Zwischen 2004 und 2011 sollen Beschäftigte des Automotive- und Industrietechnik-Herstellers Schaeffler in der Türkei in 128 Fällen türkische Firmenvertreter bestochen haben, um an Aufträge beziehungsweise Informationen zu gelangen, um die Konkurrenz zu unterbieten. 710 000 Euro Schmiergeld sollen geflossen sein, aber einen Umsatz von 25,5 Millionen Euro gesichert haben. Wegen Korruption und Bestechung ermittelt die Staatsanwaltschaft Würzburg.
Mit „dinglichem Arrest“ war Schaeffler gescheitert
Um sich für den Fall einer Verurteilung mit Unternehmensgeldbuße an den Verantwortlichen der Schmiergeldfälle schadlos zu halten, versuchte Schaeffler bereits im Februar, am Arbeitsgericht Schweinfurt ein Urteil zu erwirken, mit dem 12,7 Millionen Euro aus dem Vermögen der sechs Ex-Mitarbeiter und zwei Ex-Vorstandsmitglieder in „dinglichen Arrest“ genommen, also sichergestellt werden. Diesen Antrag im einstweiligen Verfahren hat Richter Frank Bechtold seinerzeit in vollem Umfang abgewiesen.
Erneuter Aufmarsch einer Armada von Anwälten
Am Dienstag marschierte die Armada von Anwälten der Schaeffler AG und der acht Beklagten erneut im Großen Sitzungssaal des Ämtergebäudes auf.
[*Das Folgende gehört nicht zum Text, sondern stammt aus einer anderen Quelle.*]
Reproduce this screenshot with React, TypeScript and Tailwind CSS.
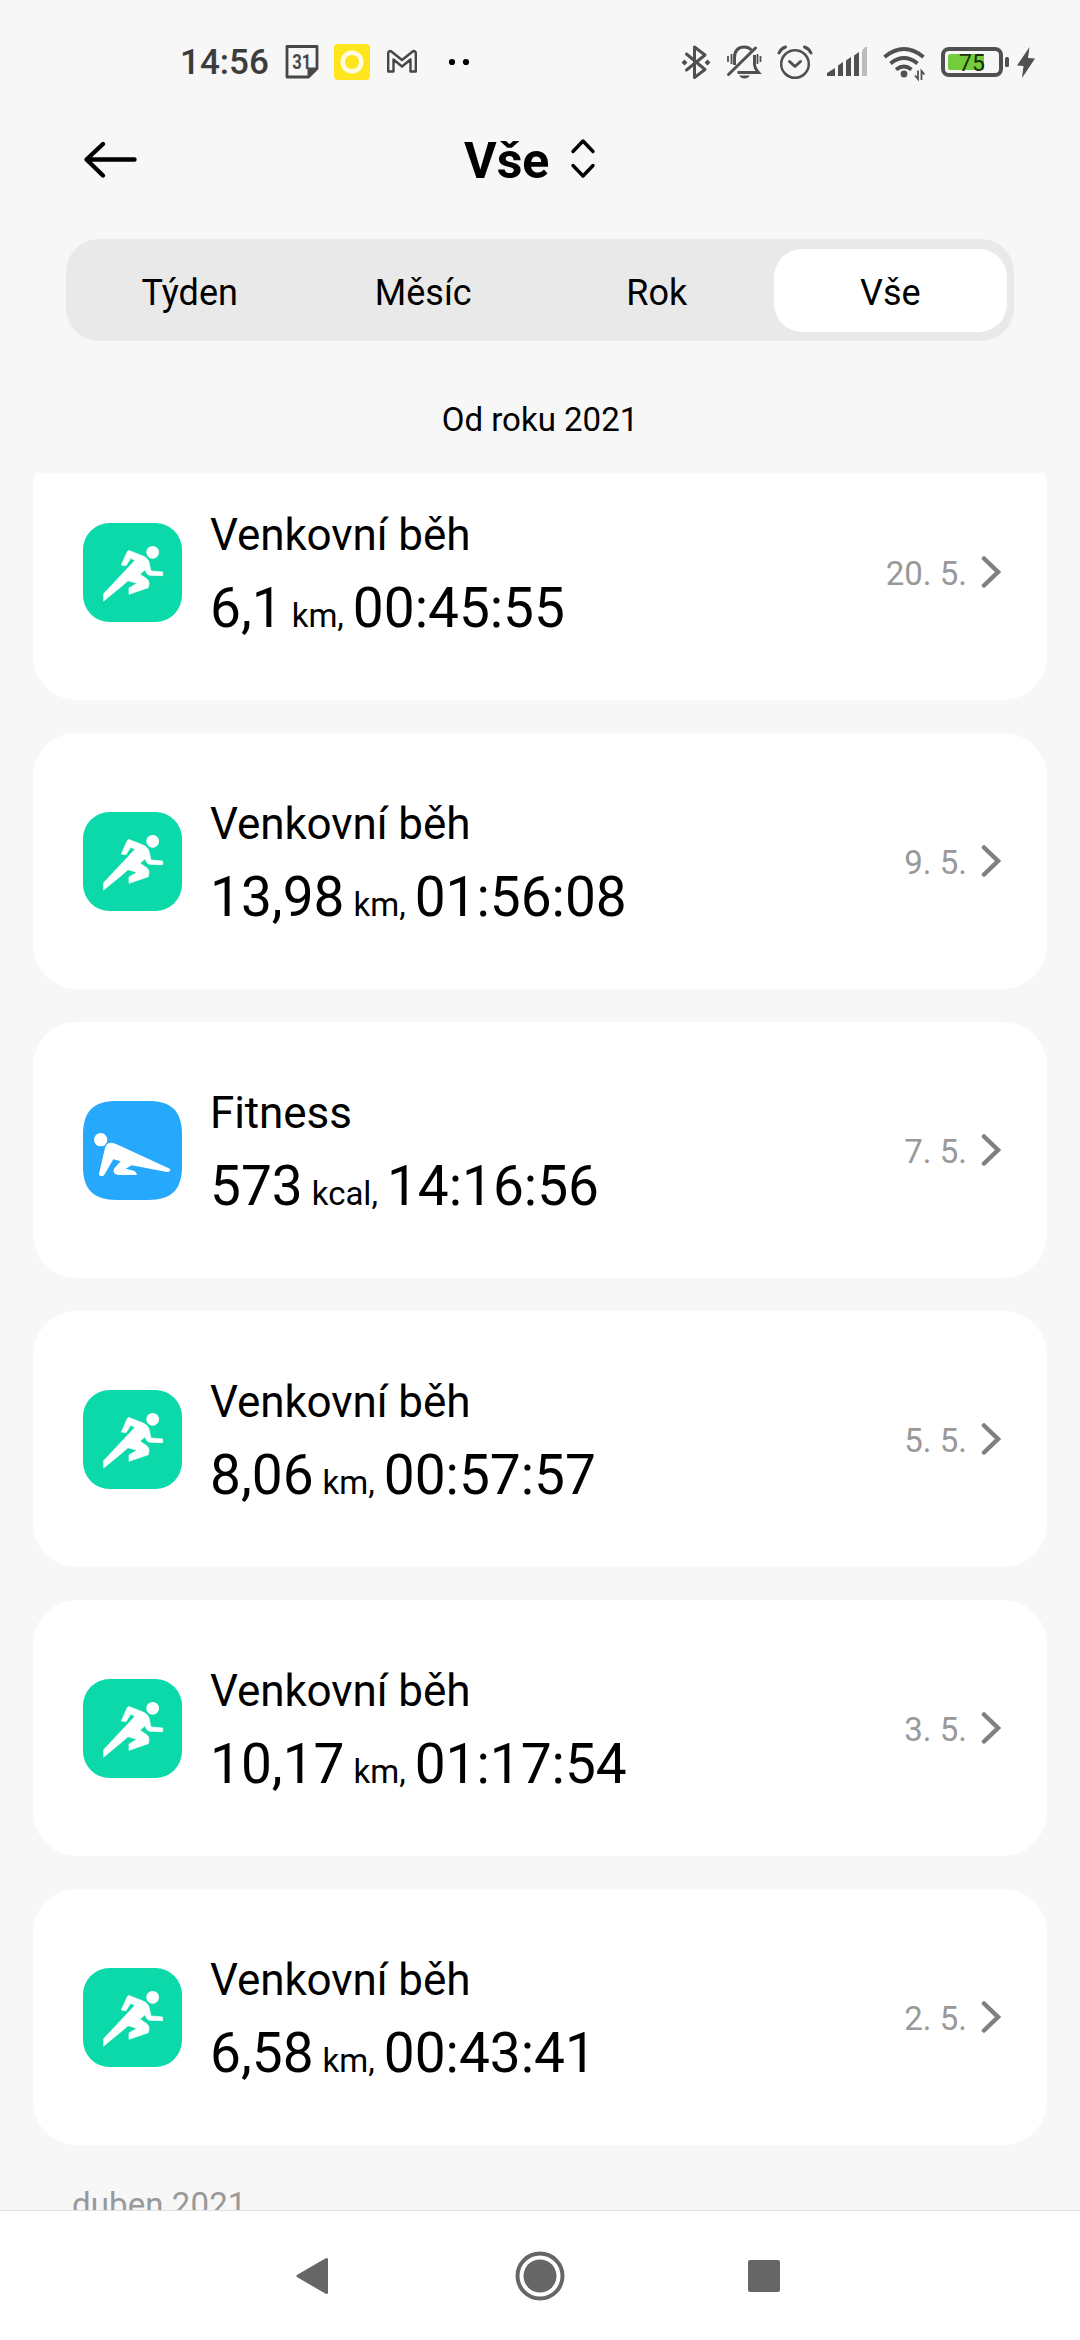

Der Gerichtssaal der Schweinfurter Kammer des Arbeitsgerichts Würzburg wäre um ein Vielfaches zu klein. Eine Einigung zur Güte kam nicht zustande. Minuten später trat die Kammer in die Streitverhandlung ein. Nun standen nicht mehr 12,7, sondern 62,5 Millionen Euro im Raum, auf die sich Schaefflers Schadensersatzforderung auswachsen könnte – wenn sie nicht verjährt, berechtigt, beweisbar oder durch Versicherungen des Unternehmens gedeckt sind.
Aus 12,7 Millionen werden plötzlich 62,5 Millionen
Die Zahl 62,5 Millionen soll der Compliance-Beauftragte des Unternehmens einmal als Maximalschaden genannt haben und neben Gerichts- und Anwaltskosten auch mögliche Forderungen türkischer Firmen und der Konkurrenz beinhalten. Die Schaeffler-Anwälte beantragten, die Beklagten gesamtschuldnerisch zu verurteilen, dass sie alle bisher entstandenen (1,7 Millionen Euro) und noch folgenden Schäden für das Unternehmen ersetzen müssen. Die Beklagtenanwälte beantragten die Abweisung der Forderung.
Die größte Hoffnung der Beklagten liegt auf Verjährung
Die größte Hoffnung der Beklagten dürfte darin liegen, dass alle oder die meisten Fälle bezüglich des zivilrechtlichen Anspruchs bereits verjährt sind (Frist: drei Jahre). Wenn nicht, könnten sehr aufwendige Einzelnachweise nötig werden. Das Urteil wird an diesem Mittwoch, 28. September, 9.30 Uhr, verkündet.